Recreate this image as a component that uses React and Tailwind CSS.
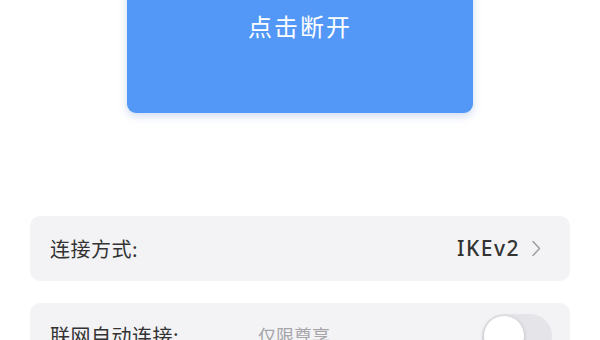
export default function App() {
  const font = { fontFamily: '"Noto Sans CJK SC", "Noto Sans", sans-serif' };
  return (
    <div className="w-[600px] h-[340px] overflow-hidden bg-white" style={font}>
      <div className="mx-auto mt-[-20px] w-[346px] h-[133px] rounded-[9px] bg-[#5398f7] shadow-[0_3px_8px_rgba(60,110,200,0.25)] flex flex-col items-center pt-[30px]">
        <span className="text-white text-[24px] leading-[32px] tracking-[2px]">点击断开</span>
      </div>
      <div className="mx-[30px] mt-[103px] h-[65px] rounded-[10px] bg-[#f3f3f6] flex items-center pl-[20px] pr-[29px]">
        <span className="text-[20px] text-[#333] flex-1 tracking-[0.5px]">连接方式:</span>
        <span className="text-[21px] text-[#333] font-medium tracking-[1.5px]" style={{ fontFamily: '"Noto Sans", sans-serif' }}>IKEv2</span>
        <svg className="ml-[11px]" width="10" height="17" viewBox="0 0 10 17" fill="none">
          <path d="M2 1.5 L8.5 8.5 L2 15.5" stroke="#9a9aa0" strokeWidth="1.4" strokeLinecap="round" strokeLinejoin="round" />
        </svg>
      </div>
      <div className="mx-[30px] mt-[22px] h-[65px] rounded-[10px] bg-[#f3f3f6] flex items-center pl-[20px] pr-[18px]">
        <span className="text-[20px] text-[#333] w-[208px] tracking-[0.5px]">联网自动连接:</span>
        <span className="text-[18px] text-[#a5a5aa] flex-1">仅限尊享</span>
        <div className="relative w-[70px] h-[44px] rounded-full bg-[#e4e4e9]">
          <div className="absolute left-[2px] top-[2px] w-[40px] h-[40px] rounded-full bg-white shadow-[0_1px_4px_rgba(0,0,0,0.2)]"></div>
        </div>
      </div>
    </div>
  );
}
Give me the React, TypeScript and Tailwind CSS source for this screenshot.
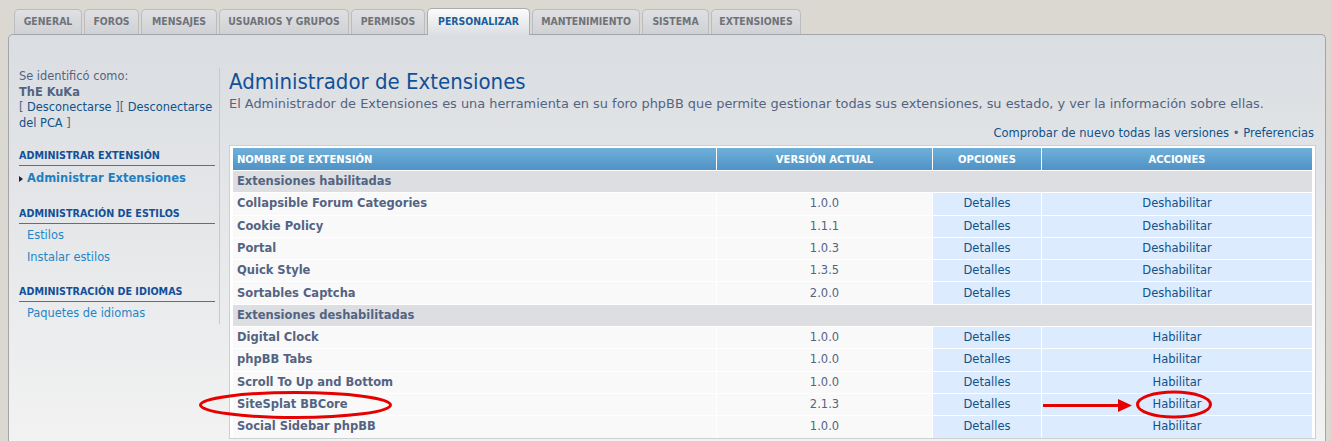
const tabs: [string, number][] = [
  ["GENERAL", 68],
  ["FOROS", 55],
  ["MENSAJES", 76],
  ["USUARIOS Y GRUPOS", 130],
  ["PERMISOS", 74],
  ["PERSONALIZAR", 103],
  ["MANTENIMIENTO", 108],
  ["SISTEMA", 67],
  ["EXTENSIONES", 90],
];

const enabled = [
  ["Collapsible Forum Categories", "1.0.0"],
  ["Cookie Policy", "1.1.1"],
  ["Portal", "1.0.3"],
  ["Quick Style", "1.3.5"],
  ["Sortables Captcha", "2.0.0"],
];

const disabled = [
  ["Digital Clock", "1.0.0"],
  ["phpBB Tabs", "1.0.0"],
  ["Scroll To Up and Bottom", "1.0.0"],
  ["SiteSplat BBCore", "2.1.3"],
  ["Social Sidebar phpBB", "1.0.0"],
];

const cols = "grid grid-cols-[483px_215px_108px_270px] gap-x-px";
const tabFont = { fontFamily: '"DejaVu Sans Condensed", Tahoma, sans-serif' };

function SectionRow({ label }: { label: string }) {
  return (
    <div className="h-[21.3px] bg-[#dcdee2] flex items-center px-1 font-bold text-[#536482] text-[11.5px]">
      {label}
    </div>
  );
}

function ExtRow({ name, version, action }: { name: string; version: string; action: string }) {
  return (
    <div className={`${cols} h-[21.3px] text-[11.5px]`}>
      <div className="bg-[#f9f9f9] flex items-center px-1 font-bold text-[#536482]">{name}</div>
      <div className="bg-[#f9f9f9] flex items-center justify-center text-[#536482]">{version}</div>
      <div className="bg-[#dcebfe] flex items-center justify-center text-[#105289]">Detalles</div>
      <div className="bg-[#dcebfe] flex items-center justify-center text-[#105289]">{action}</div>
    </div>
  );
}

function SideHeading({ children, className }: { children: string; className: string }) {
  return (
    <div className={`${className} border-b border-[#327aba] pb-[3px] text-[9.6px] font-bold text-[#115098] leading-[12px]`}>
      {children}
    </div>
  );
}

export default function App() {
  return (
    <div
      className="relative w-[1331px] h-[441px] overflow-hidden bg-[#dbd8d1] pl-2 pr-[5px]"
      style={{ fontFamily: '"DejaVu Sans", Verdana, sans-serif' }}
    >
      {/* Tabs */}
      <div className="flex items-end gap-[2px] pl-[6px] h-[34px]">
        {tabs.map(([t, w]) =>
          t === "PERSONALIZAR" ? (
            <div
              key={t}
              className="relative -mb-px z-10 h-[27px] flex items-center justify-center rounded-t-[5px] border border-b-0 border-[#a9abae] bg-gradient-to-b from-[#fafbfc] to-[#dcdfe3] text-[#1c5d99] font-bold text-[10.4px]"
              style={{ ...tabFont, width: w }}
            >
              {t}
            </div>
          ) : (
            <div
              key={t}
              className="h-[25px] flex items-center justify-center rounded-t-[5px] border border-b-0 border-[#babcbf] bg-gradient-to-b from-[#dfe0e2] to-[#cfd1d4] text-[#6f7278] font-bold text-[10.4px]"
              style={{ ...tabFont, width: w }}
            >
              {t}
            </div>
          )
        )}
      </div>

      {/* Panel */}
      <div className="h-[420px] rounded-t-[5px] border-t border-x border-[#a3a5a8] bg-gradient-to-b from-[#dadde1] to-[#f3f3f3] flex pt-[33px]">
        {/* Sidebar */}
        <div className="w-[211px] shrink-0 pl-[10px] text-[11.4px]">
          <div className="border-r border-[#c8cacd] h-[256px] pr-[4px]">
            <div className="text-[#536482] leading-[15.5px] pt-[1px]">
              <div>Se identificó como:</div>
              <div className="font-bold">ThE KuKa</div>
              <div className="text-[#105289]">
                <span className="text-[#536482]">[ </span>Desconectarse<span className="text-[#536482]"> ][ </span>Desconectarse del PCA<span className="text-[#536482]"> ]</span>
              </div>
            </div>

            <SideHeading className="mt-[19px]">ADMINISTRAR EXTENSIÓN</SideHeading>
            <div className="flex items-center h-[22px] mt-[2px] font-bold text-[#1f7fc1] text-[11.5px]">
              <svg width="4" height="6" viewBox="0 0 4 6" className="mr-[4px]">
                <path d="M0 0L4 3L0 6Z" fill="#222" />
              </svg>
              Administrar Extensiones
            </div>

            <SideHeading className="mt-[18px]">ADMINISTRACIÓN DE ESTILOS</SideHeading>
            <div className="pl-[8px] text-[#1f86c9] leading-[22px]">
              <div>Estilos</div>
              <div>Instalar estilos</div>
            </div>

            <SideHeading className="mt-[18px]">ADMINISTRACIÓN DE IDIOMAS</SideHeading>
            <div className="pl-[8px] text-[#1f86c9] leading-[22px]">
              <div>Paquetes de idiomas</div>
            </div>
          </div>
        </div>

        {/* Main */}
        <div className="flex-1 pl-[9px] pr-[9px]">
          <h1
            className="text-[22px] leading-[26px] text-[#115098] mt-[1px]"
            style={tabFont}
          >
            Administrador de Extensiones
          </h1>
          <p className="text-[12.9px] text-[#536482] leading-[16px] mt-[1px] whitespace-nowrap">
            El Administrador de Extensiones es una herramienta en su foro phpBB que permite gestionar todas sus extensiones, su estado, y ver la información sobre ellas.
          </p>
          <div className="text-right text-[11.5px] text-[#105289] mt-[14px] leading-[14px] pr-[2px]">
            Comprobar de nuevo todas las versiones <span className="text-[#536482]">•</span> Preferencias
          </div>

          <div className="mt-[5px] border border-[#cdcfd2] bg-white px-[3px] pt-[2px] flex flex-col gap-y-px">
            <div className={`${cols} h-[22px] text-[10px] font-bold text-white`}>
              <div className="bg-gradient-to-b from-[#6fb0da] to-[#4f92c4] flex items-center px-1">NOMBRE DE EXTENSIÓN</div>
              <div className="bg-gradient-to-b from-[#6fb0da] to-[#4f92c4] flex items-center justify-center">VERSIÓN ACTUAL</div>
              <div className="bg-gradient-to-b from-[#6fb0da] to-[#4f92c4] flex items-center justify-center">OPCIONES</div>
              <div className="bg-gradient-to-b from-[#6fb0da] to-[#4f92c4] flex items-center justify-center">ACCIONES</div>
            </div>
            <SectionRow label="Extensiones habilitadas" />
            {enabled.map(([n, v]) => (
              <ExtRow key={n} name={n} version={v} action="Deshabilitar" />
            ))}
            <SectionRow label="Extensiones deshabilitadas" />
            {disabled.map(([n, v]) => (
              <ExtRow key={n} name={n} version={v} action="Habilitar" />
            ))}
          </div>
        </div>
      </div>

      {/* Red annotations */}
      <svg className="absolute left-0 top-0 pointer-events-none" width="1331" height="441">
        <ellipse cx="295.5" cy="405" rx="95" ry="12.5" fill="none" stroke="#e60000" strokeWidth="3" />
        <ellipse cx="1174" cy="404.5" rx="36.5" ry="12.5" fill="none" stroke="#e60000" strokeWidth="3" />
        <line x1="1043" y1="405.5" x2="1122" y2="405.5" stroke="#e60000" strokeWidth="3" />
        <path d="M1118 399L1132 405.5L1118 412Z" fill="#e60000" />
      </svg>
    </div>
  );
}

##############################

→ WHAT THE EXERCISE ASKS
In the data above, count the lines where the word "Tailwind" appears; reply with the number only.

→ COMPLETE OUTPUT
2